According to a Money Guru India story published yesterday, total life insurance premium in the country has tumbled in recent months, thanks largely to IRDA’s recent rules banning the linkage of life insurance with investment-like features. It looks like that will eventually get figured out, but until then, sales of life insurance are hurting indeed. LIC is still doing alright, boasting a 62.3 percent year-to-year premium growth, but the private sector overall has experiences a 38.8 percent premium decline over the same period. Given that LIC is the 8th most trusted brand in India right now, one can see how, without the added investment incentive to blend into its products, the private sector really is behind the eightball in a country where there would seem to be incredible market opportunities.

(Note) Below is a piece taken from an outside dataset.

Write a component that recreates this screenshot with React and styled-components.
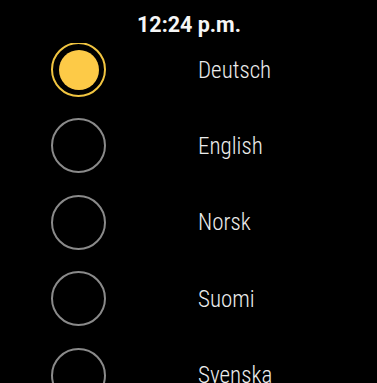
import React from "react";
import styled, { createGlobalStyle } from "styled-components";

const Global = createGlobalStyle`
  html, body { margin: 0; padding: 0; background: #000; }
  body { width: 377px; height: 383px; overflow: hidden; }
  #root { width: 377px; height: 383px; }
`;

const Screen = styled.div`
  width: 377px;
  height: 383px;
  background: #000;
  display: flex;
  flex-direction: column;
  overflow: hidden;
  font-family: "Roboto Condensed", Roboto, "Liberation Sans", sans-serif;
`;

const Header = styled.div`
  height: 43px;
  flex: none;
  box-sizing: border-box;
  padding-top: 12px;
  text-align: center;
  color: #f6f6f6;
  font-family: Roboto, "Liberation Sans", sans-serif;
  font-size: 21.5px;
  font-weight: 700;
  line-height: normal;
  padding-left: 1px;
`;

const List = styled.div`
  flex: 1;
  overflow: hidden;
`;

const Inner = styled.div`
  margin-top: -11.7px;
  display: flex;
  flex-direction: column;
`;

const Row = styled.div`
  height: 76.4px;
  display: flex;
  align-items: center;
  padding-left: 51px;
`;

const Radio = styled.div`
  width: 55px;
  height: 55px;
  box-sizing: border-box;
  border-radius: 50%;
  border: 2px solid ${(p) => (p.$on ? "#f1c541" : "#8a8a8a")};
  display: flex;
  align-items: center;
  justify-content: center;
  flex: none;
`;

const Dot = styled.div`
  width: 40px;
  height: 40px;
  border-radius: 50%;
  background: #fdca47;
`;

const Label = styled.div`
  margin-left: 92px;
  color: #ececec;
  font-size: 23px;
  font-weight: 300;
  margin-top: 1px;
`;

const langs = ["Deutsch", "English", "Norsk", "Suomi", "Svenska"];

export default function App() {
  return (
    <>
      <Global />
      <Screen>
        <Header>12:24 p.m.</Header>
        <List>
          <Inner>
            {langs.map((l, i) => (
              <Row key={l}>
                <Radio $on={i === 0}>{i === 0 && <Dot />}</Radio>
                <Label>{l}</Label>
              </Row>
            ))}
          </Inner>
        </List>
      </Screen>
    </>
  );
}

And while private companies are trying to revamp their product offerings and distribution models (sound familiar?) one cannot shake the feeling that until the massive shadow of LIC is no longer keeping its thumb on private enterprise, the life industry in India will never really take off. That is a shame, too. Take a look at any MDRT meeting, and you’ll see that Indian attendance is sharply on the rise; clearly this is a nation that has developed acumen for developing its own insurance market, with a vastly underinsured populace to serve. (One that, frankly, makes our own underinsurance problem seem trivial in comparison.) How great it would be if the Indian government could find the courage to break up LIC, or to do something that lessens the state’s grasp on a nascent private insurance sector. When I was still working for the Risk and Insurance Management Society, I used to get a lot of requests from Indian companies on risk management because nobody over there knew anything about it. The state control of risk and insurance had essentially turned that part of business into a function of government bureaucracy. I have to believe that a similar effect is occurring in the life world, when the former state monopoly still controls about 70% of the market.
India has been one of the great economic success stories in recent years, and all this while still clinging to some pretty outmoded business models. Just imagine what could be done – and what U.S. companies could be doing – if only India really embraced a full free market. LIC may very well be a fantastic company with great products and great people. But given the shadow it casts over struggling private competitors who are forced to duke it out over a market base of only some 40 million people, one wonders if the LIC is doing India more harm than good. I suspect that it is.